7. What is the difference between INNER JOIN and LEFT JOIN in SQL?

Answer: An INNER JOIN returns rows when there is a match in both tables, while a LEFT JOIN returns all records from the left table and matched records from the right table; if there is no match, NULL values are returned for columns from the right table.

8. What is the difference between OLAP and OLTP?

Answer: OLAP (Online Analytical Processing) is used for complex queries and analysis of data, while OLTP (Online Transaction Processing) is used for day-to-day operations and transactions in databases.

9. What is the purpose of regression analysis?

Answer: Regression analysis is used to understand the relationship between dependent and independent variables. It helps in predicting the value of a dependent variable based on independent variables.

10. Explain the difference between a population and a sample.

Answer: A population is the entire group of individuals or items that you’re interested in studying, while a sample is a subset of that population selected for analysis.

11. What are the common types of data visualizations?

Answer: Common types of data visualizations include bar charts, line charts, scatter plots, pie charts, heatmaps, and histograms, each useful for displaying different types of data relationships.

12. What is a pivot table?

Answer: A pivot table is a data summarization tool used in Excel and other spreadsheet software to automatically sort, count, and total data to create a more organized and insightful view.

13. What is the difference between a primary key and a foreign key in databases?

Answer: A primary key is a unique identifier for a record in a table, while a foreign key is a field in a table that links to the primary key of another table.

14. How do you approach a new data analysis project?

Answer: I begin by understanding the project requirements, followed by gathering and cleaning the data. Next, I perform exploratory data analysis (EDA), analyze the data using appropriate methods, and present the findings through visualizations and reports.

15. Explain the difference between correlation and causation.

Answer: Correlation refers to a statistical association between two variables, while causation means that one variable directly causes changes in another. Correlation does not imply causation.

16. What is a confidence interval?

Answer: A confidence interval is a range of values that is used to estimate the true value of a population parameter. It provides an interval within which we expect the true value to lie with a certain level of confidence.

17. What is A/B testing?

Answer: A/B testing is a method of comparing two versions of a variable to determine which one performs better in terms of user behavior or other metrics.

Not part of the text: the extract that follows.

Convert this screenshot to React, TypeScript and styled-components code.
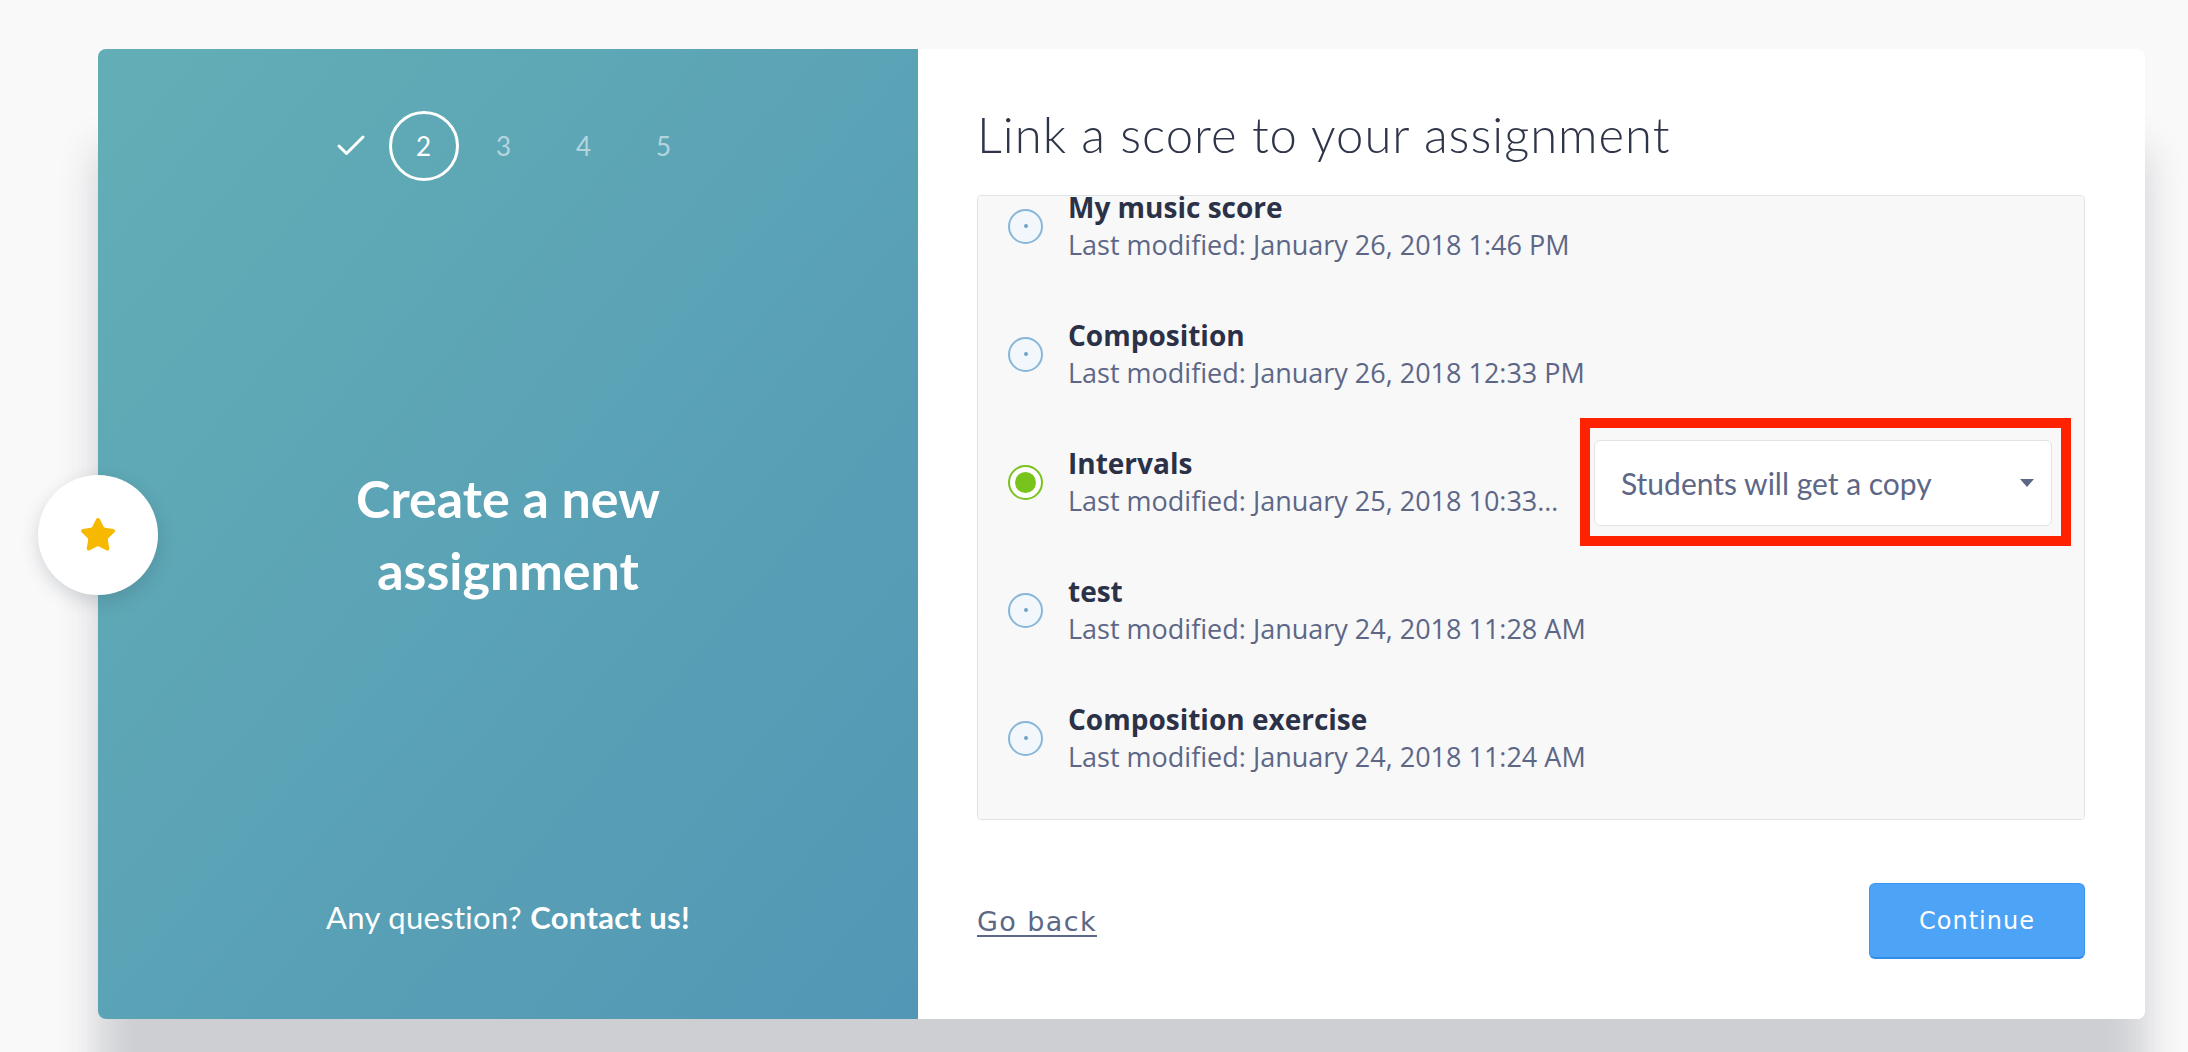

18. What is the significance of p-value in hypothesis testing?

Answer: The p-value helps determine the significance of the results in a hypothesis test. A p-value less than a significance level (usually 0.05) indicates that the null hypothesis can be rejected.

19. What is the difference between a histogram and a bar chart?

Answer: A histogram displays the frequency distribution of continuous data, while a bar chart is used for comparing categorical data with rectangular bars representing different categories.

20. How do you check for outliers in a dataset?

Answer: I check for outliers by using methods like box plots, z-scores, or IQR (interquartile range) to identify any data points that fall outside a specified range.

21. What is the difference between supervised and unsupervised learning?

Answer: Supervised learning uses labeled data to train algorithms, while unsupervised learning uses unlabeled data to find patterns or groupings in the data.

22. What is time series analysis?

Answer: Time series analysis is a method of analyzing data points collected or recorded at specific time intervals to identify trends, seasonal patterns, and other temporal behaviors.

23. What are the key components of data cleaning?

Answer: Data cleaning involves removing duplicates, handling missing values, standardizing formats, correcting errors, and dealing with outliers.

24. What is an API?

Answer: An API (Application Programming Interface) is a set of protocols and tools that allow different software applications to communicate with each other and exchange data.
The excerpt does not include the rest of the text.